The tannery in Marrakesh was not as impressive as the one in Fez, but at least we got to see it in action
It was a cold Sunday morning on the last day of January. We had gotten up at 5.30 in the morning to arrive early in Todgha Gorge, our next stop on the journey towards South Africa. Everything was as always in the truck; some people were sleeping, others reading books, writing journals or simply looking out the window into a landscape that looked like it was taken straight out of Star Wars. The ground was sandy brown with just a few green bushes growing that the camels would feed on. Our truck was driving slowly, about 30km/h over speedbumps and then on top of a narrow bridge. That is where our adventure took a quick turn. Someone in the front must have shouted that we were going to crash or something, as I thought to myself that I needed to find something to hold on to or put my hands up to protect my head. I went for the latter, and the next thing I remember is elevating over the bench for a micro second before being shot to the front, together with the thirteen other people who were sitting next to me. We were cramped into one big mass as the truck had landed with the front into a giant sand dune.
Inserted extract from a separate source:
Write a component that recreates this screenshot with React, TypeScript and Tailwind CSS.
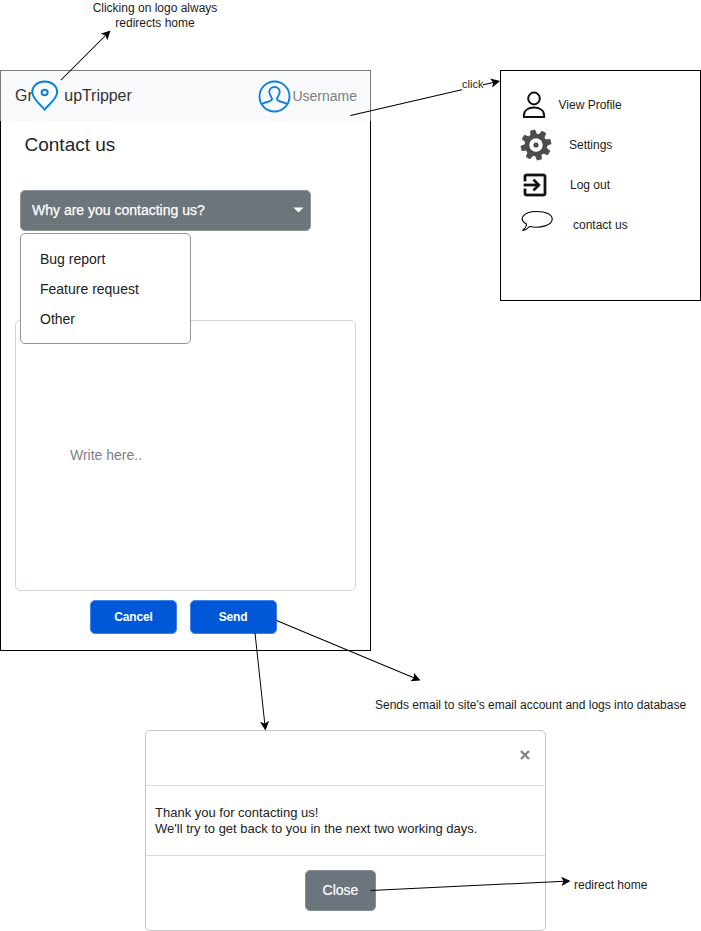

I did not know which way was up or down until some locals came. They broke what was left of the front window and dragged us through it, one by one. It was just a few minutes before the police and ambulance arrived at the scene. The ambulance took with them the four people who were injured and two, including me who could help out as support and translators. We had been to three hospitals by the time that they finally could tell us what the damage was. Two were fine, Jussi had a broken arm and Gloria had some kind of damage to her back. She was taken to Errachidia where she still staying and talking to her insurance company and I joined Jussi on a 8 hour taxi ride to Marrakesh to have his surgery done there.
Witness reports and photos from the scene has shown that the driver who drove into us had the full responsibility of the crash. The bridge was only big enough for two small cars to pass each other and when trucks or buses had already entered the bridge the smaller cars on the other side were supposed to wait. The car had tried to drive past us and when it crashed into us from the side the car forced our front wheel to turn off the bridge. Things could have gone a lot worse if we had missed the pile of sand. Then we most likely would have flipped over on our wooden roof, which would not be strong enough to hold ten tonnes of truck. We could then also have our heavy canisters of water, cases of beer etc to fly on top of us.
Gloria might not be able to continue the trip and if so she will be greatly missed. The silver lining is that the bond between the people in the group has been strengthened and the experience has taught us to make the inside of the truck more safe by securing water tanks and loose objects better than before. We do have hip seat belts for every one of us, but wearing them would only have made the situation worse.
It is unsure how long the people in the hospital would have to stay or how long time it would take to fix the truck, but it is sure that we will continue as planned, just a little longer behind schedule than before.